技術的負債が生み出されるときの多くは、その部分を新規にコーディングしていますから、それに依存する要素は大した数ではありません。また、まさに注力してコーティングしてときは対象をよく理解しているはずです。これらのことは、将来影響を過小評価しやすくします。

しかし、それが将来の追加機能の基礎要素として使われるようなものであれば、すぐに影響範囲が拡大し、利子が増大しつづけることになるでしょう。このため、影響範囲の想定は仮定に頼らざるをえず人によって見解が異なってしまい、合意形成が難しくなりがちです。

私の経験では、そのようなときソフトウェアエンジニアリングのような原則や専門知識による判断が(外れることがあっても他と比べて)もっとも信頼できると感じますが、それ自体の妥当性が広く受け入れられているとはいえない状況ですので、やはり合意形成の難度は高くなります。

前方互換性については、その負債を解消するときに互換性を確保しやすいか、検証がしやすいかということを考えます。互換性が確保しやすく "返済版" の動作検証が容易であれば、その技術的負債について気にかける必要はありません。

追加の負債を呼ばないか?

金銭的な負債にはない性質ですが、技術的負債が基礎レイヤーに埋め込まれた場合は、それによる二次的な負債が次々と発生します。したがって、その技術的負債が存在するアーキテクチャ上の位置を考慮することが必要不可欠です。

返済規模は許容できるか?

金銭的な負債は100円ずつ返済できる(と思います)が、技術的負債は原則としてまとめて返す必要があります。それ自体とともに、影響を受ける部分も同時に直さなくてはなりません。

このとき、返済期間が1ヶ月を超えるようだと実務としての意志決定が非常に難しくなり、3ヶ月を超えた場合にはビジネス上の理由で返済不能になるような感覚があります。最近は「それは後で直せばいい」という判断を見る頻度が増えていると思いますし、それで合理的である場合もありますが、慎重に判断すべき場面も依然として存在します。

もし返済不能になった場合には、たいていはシステムごと再構築することになるイメージがあります。リファクタリング、ピボット、マイクロサービス化、など聞こえの良いフレーズで飾られることも多そうですが、作ったものは直さず動き続けるのが一番です。


以上、技術的負債について検討するときのポイントを上げてみましたが、そもそも「技術的負債は最初から負債の姿をしているのか」は忘れてはいけないポイントです。

瑕疵は負債ではない

後になってダメだとわかることは誰でも経験があると思いますが、その "ダメ" には負債と瑕疵の両方があります。瑕疵は、要はミス(誤ち)です。

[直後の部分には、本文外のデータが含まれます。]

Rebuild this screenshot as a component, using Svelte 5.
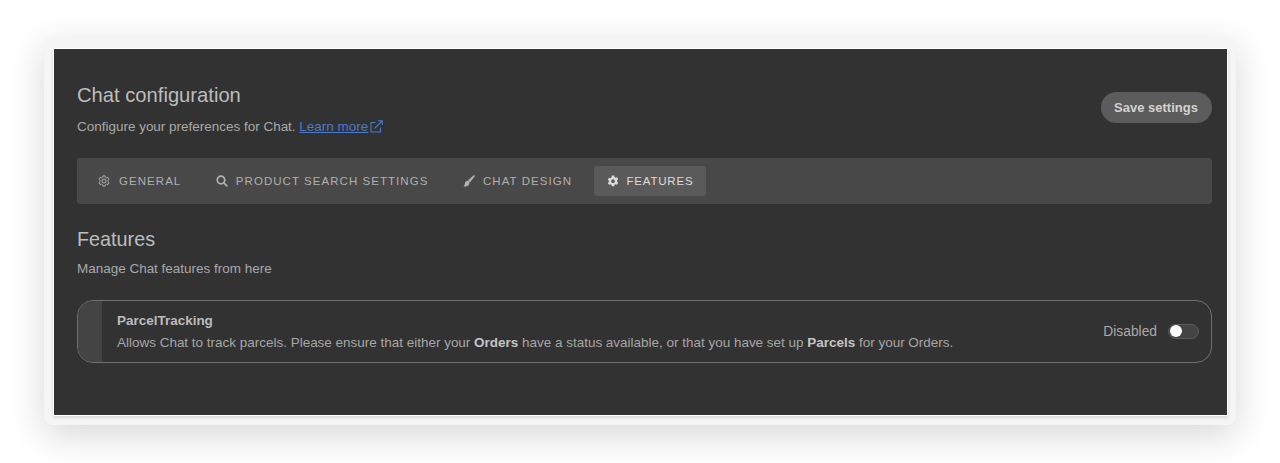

  • 当時、この実装が問題になるとは思わなかった。 → 瑕疵
  • 当時、この実装以外に方法があるとは思わなかった。 → 瑕疵
  • 当時、いまの実装の方が良いと思ったが、結果的に良くなかった。 → 負債
  • 当時、いまの実装は悪いと思っていたが、解決策が分からなかった。 → 負債

負債になる認識が事前にできていれば、(是非は別にして)リリース日と品質のどちらを取るか、どのような制約が将来起きそうか、などを比較検討の上で「負債を抱える」という意志決定を行うことができます。

一方、出来上がったら負債になっていた、いざ変更しようとしたら負債に感じた、というのは技術者としての単なる未熟さではないかと思います。"技術的負債" は、考慮不足や技能不足が原因であることをオブラートに包んで言い換える言葉ではないと思っています。

負債の予見可能性

もちろん、なんでも未来を見通せるわけではありません。ポイントは、当時に問題が予見できて当然だったか(予見可能性があったか)です。

予見可能性の判定は技能水準とセット、つまり「これくらいの技能水準であればこれは予見できるはず」です。たとえばアーキテクトであればアーキテクチャ上の善し悪しについて将来も含めて検討できることが当然だと思いますが、それを2年目のエンジニアに求めるのはナンセンスでしょう。ですから、開発で実際に予見できるかどうかは、人員構成によって大きく変わります。

ただ経験上、基本・王道に反する意志決定は将来ほぼ必ず負債になり、これらを避けるだけで厄介な負債は減少します。たとえばクリーンアーキテクチャのコンセプトは「SOLID原則を満たす」で、それだけで避けられる負債は多数あります。重要な指針は、個別方法論を超えた普遍的な価値観として知られていますから、チームがそれを実践できるかどうかはソフトウェアとシステムの寿命を大きく左右します。